PROBLEM DESCRIPTION – Could the lines from the start of the data through the line with "Arial, Helvetica, sans-serif'" be set down exactly, with no pictures among them?

## BEGIN

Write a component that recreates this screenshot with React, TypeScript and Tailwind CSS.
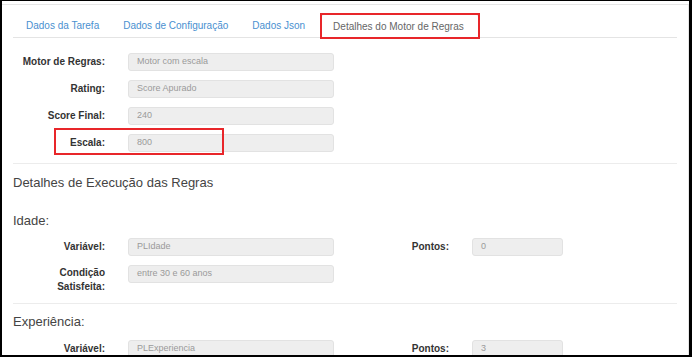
import React from "react";

const font = { fontFamily: '"Liberation Sans", Arial, Helvetica, sans-serif' };

function Field({ value, w = "w-[206px]" }: { value: string; w?: string }) {
  return (
    <div
      className={`${w} h-[18px] shrink-0 rounded-[3px] border border-[#e2e2e2] bg-[#eeeeee] pl-[8px] flex items-center text-[9px] text-[#9a9a9a]`}
    >
      {value}
    </div>
  );
}

function Label({ children, w = "w-[92px]" }: { children: React.ReactNode; w?: string }) {
  return (
    <div className={`${w} shrink-0 text-right text-[10px] font-bold text-[#333] leading-[14px]`}>
      {children}
    </div>
  );
}

export default function App() {
  const tabs = ["Dados da Tarefa", "Dados de Configuração", "Dados Json"];
  return (
    <div
      style={font}
      className="w-[692px] h-[357px] overflow-hidden bg-white border-l-2 border-t border-r-[3px] border-b-2 border-black"
    >
      <div className="h-full mt-[3px] border-t border-r border-[#e6e6e6] px-[11px]">
        {/* Tabs */}
        <div className="mt-[9px] flex border-b border-[#e4e4e4]">
          {tabs.map((t, i) => (
            <div
              key={t}
              className={`h-[23px] px-[11px] mr-[2px] flex items-center text-[10px] text-[#4a90d0] ${i === 0 ? "ml-[2px]" : ""}`}
            >
              {t}
            </div>
          ))}
          <div className="relative h-[24px] -mb-px pl-[11px] pr-[14px] ml-[3px] flex items-center text-[10px] text-[#666] bg-white border border-b-0 border-[#e4e4e4] rounded-t-[3px]">
            Detalhes do Motor de Regras
            <span className="absolute -left-[2px] -top-[2px] -right-[2px] -bottom-[1px] border-2 border-[#e8262a]" />
          </div>
        </div>

        {/* Main fields */}
        <div className="mt-[15px] flex flex-col gap-[9px]">
          <div className="flex items-center gap-[23px]">
            <Label>Motor de Regras:</Label>
            <Field value="Motor com escala" />
          </div>
          <div className="flex items-center gap-[23px]">
            <Label>Rating:</Label>
            <Field value="Score Apurado" />
          </div>
          <div className="flex items-center gap-[23px]">
            <Label>Score Final:</Label>
            <Field value="240" />
          </div>
          <div className="relative flex items-center gap-[23px]">
            <Label>Escala:</Label>
            <Field value="800" />
            <span className="absolute left-[41px] top-[-6px] w-[170px] h-[27px] border-2 border-[#e8262a]" />
          </div>
        </div>

        <div className="mt-[11px] h-px bg-[#ececec]" />

        <div className="mt-[11px] text-[13px] leading-[16px] text-[#444]">
          Detalhes de Execução das Regras
        </div>

        <div className="mt-[22px] text-[13px] leading-[16px] text-[#444]">Idade:</div>

        <div className="mt-[9px] flex flex-col gap-[9px]">
          <div className="flex items-center gap-[23px]">
            <Label>Variável:</Label>
            <Field value="PLIdade" />
            <Label w="w-[92px]">Pontos:</Label>
            <Field value="0" w="w-[91px]" />
          </div>
          <div className="flex items-start gap-[23px]">
            <Label>
              <div className="pt-px">Condição</div>
              <div>Satisfeita:</div>
            </Label>
            <Field value="entre 30 e 60 anos" />
          </div>
        </div>

        <div className="mt-[9px] h-px bg-[#ececec]" />

        <div className="mt-[10px] text-[13px] leading-[16px] text-[#444]">Experiência:</div>

        <div className="mt-[10px] flex items-center gap-[23px]">
          <Label>Variável:</Label>
          <Field value="PLExperiencia" />
          <Label w="w-[92px]">Pontos:</Label>
          <Field value="3" w="w-[91px]" />
        </div>
      </div>
    </div>
  );
}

## END

CORRECT ANSWER –
Write a component that recreates this screenshot with React, TypeScript and Tailwind CSS.
import React from "react";

const font = { fontFamily: '"Liberation Sans", Arial, Helvetica, sans-serif' };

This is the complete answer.